A German researcher, an expert on the Balkans, Thomas Schad, told Vestnik Kavkaza that external actors are playing an extremely negative role in the intra-Bosnian controversy. "In the same way as Russia considers itself a state-patron of the Republika Srpska and Serbia, on the other side a more problematic role is played by the increasing sympathy of the Muslim nationalist circles for Turkey. For Muslim Bosniaks, half of the country's population, this is unacceptable. As well as the Serbian turn to Russia is unacceptable for Muslim Bosniaks. Such self-centered actions of these two powers, reminiscent of the long 20th century, are extremely harmful for Bosnia and cohabitation," Shad said.

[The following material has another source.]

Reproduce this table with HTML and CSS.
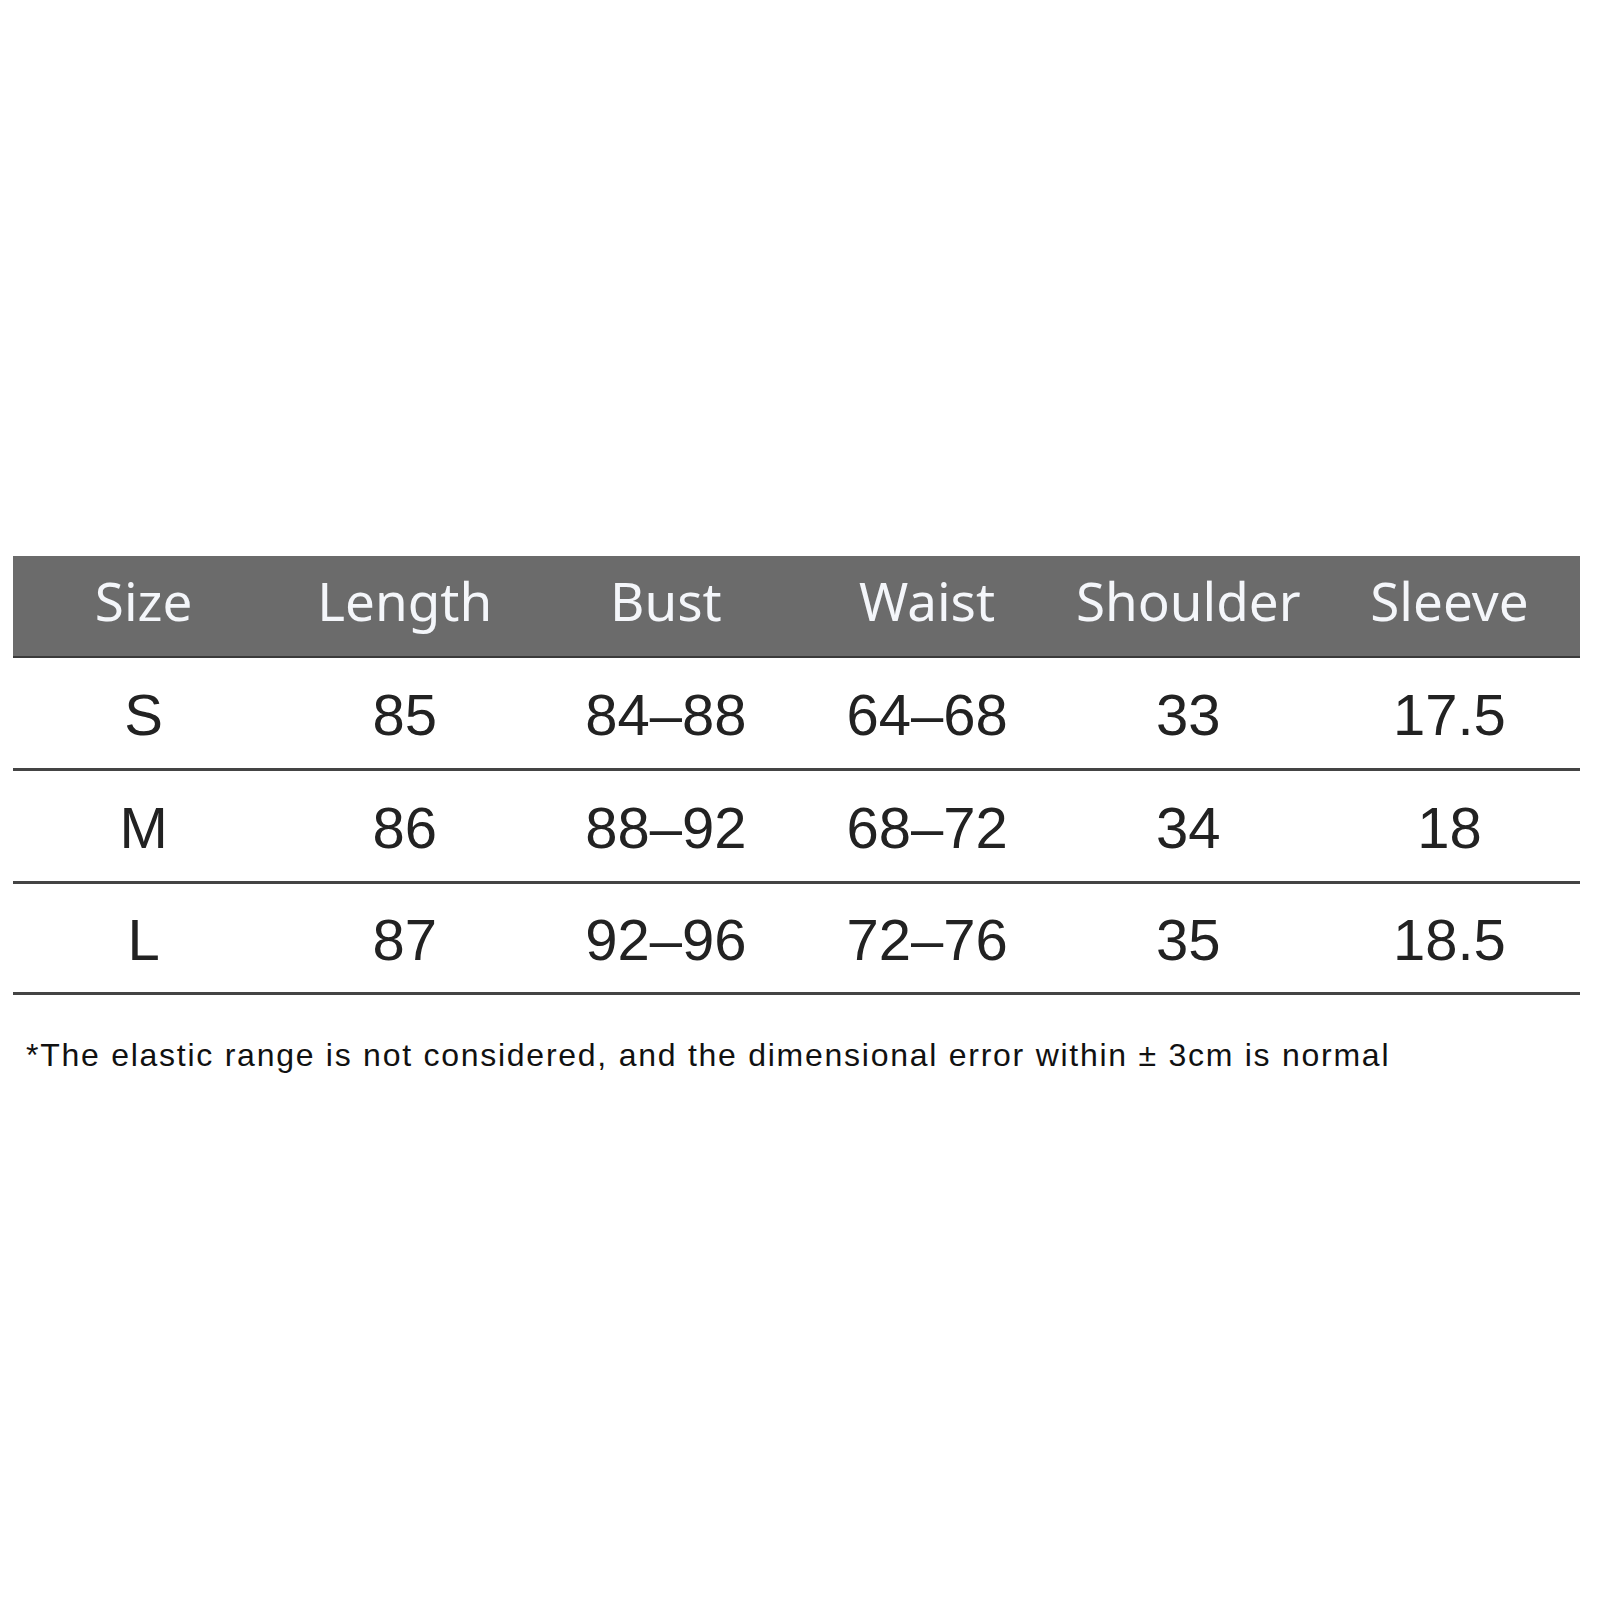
FILE: index.html
```html
<!DOCTYPE html>
<html>
<head>
<meta charset="utf-8">
<link rel="stylesheet" href="styles.css">
</head>
<body>
<div class="page">
  <div class="chart">
    <div class="row head">
      <div class="cell">Size</div>
      <div class="cell">Length</div>
      <div class="cell">Bust</div>
      <div class="cell">Waist</div>
      <div class="cell">Shoulder</div>
      <div class="cell">Sleeve</div>
    </div>
    <div class="row body">
      <div class="cell">S</div>
      <div class="cell">85</div>
      <div class="cell">84–88</div>
      <div class="cell">64–68</div>
      <div class="cell">33</div>
      <div class="cell">17.5</div>
    </div>
    <div class="row body">
      <div class="cell">M</div>
      <div class="cell">86</div>
      <div class="cell">88–92</div>
      <div class="cell">68–72</div>
      <div class="cell">34</div>
      <div class="cell">18</div>
    </div>
    <div class="row body">
      <div class="cell">L</div>
      <div class="cell">87</div>
      <div class="cell">92–96</div>
      <div class="cell">72–76</div>
      <div class="cell">35</div>
      <div class="cell">18.5</div>
    </div>
  </div>
  <p class="note">*The elastic range is not considered, and the dimensional error within ± 3cm is normal</p>
</div>
</body>
</html>
```
FILE: styles.css
```css
html, body {
  margin: 0;
  padding: 0;
  background: #fff;
}
.page {
  width: 1600px;
  height: 1600px;
  padding: 556px 20px 0 13px;
  box-sizing: border-box;
}
.chart {
  width: 1567px;
  display: flex;
  flex-direction: column;
}
.row {
  display: grid;
  grid-template-columns: repeat(6, 1fr);
  align-items: center;
}
.head {
  background: #6b6b6b;
  height: 100px;
  border-bottom: 2px solid #3a3a3a;
  color: #f4f6fa;
  font-family: "Noto Sans", "Open Sans", sans-serif;
  font-size: 53px;
}
.head .cell {
  padding-bottom: 12px;
}
.body {
  height: 110px;
  border-bottom: 3px solid #444;
  color: #222;
  font-family: "Liberation Sans", Arial, sans-serif;
  font-size: 58px;
}
.body .cell {
  padding-top: 4px;
}
.body:last-child {
  height: 108px;
}
.cell {
  text-align: center;
  line-height: 1;
}
.note {
  margin: 44px 0 0 13px;
  font-family: "Liberation Sans", Arial, sans-serif;
  font-size: 32px;
  letter-spacing: 1.74px;
  color: #111;
  line-height: 1;
}
```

According to him, the entire Dayton system needs radical reforms. "Until now, everyone pretended to have a unified Bosnian state, however, originally it was a 'bloodless shell', as the de facto single state has not yet existed," he noted. According to Shad, the rigid ethno-nationalist positions of politicians on both sides can be explained by their failed social and economic policies, due to which their citizens have not received a salary for 13 months, and Sarajevo still doesn't have an uninterrupted water supply, although Bosnia is one of the leaders in Europe's water resources. "In such catastrophic conditions, opportunistic politicians can stay in power only if playing on the fears of people, urging them to vote for the nationalists again," Shad believes.

"I do not believe that the referendum is a serious change. In principle, it is expected and logical. It is drowning the dividing lines even deeper, being a spit in the face of all non-Serbs. The whole story again reveals the pathetic state of the EU and its incompetence. If the EU fully withdrew itself and would work seriously on its project of European integration, but nobody does anything now about it, then, perhaps, the situation would be different," Thomas Schad concluded.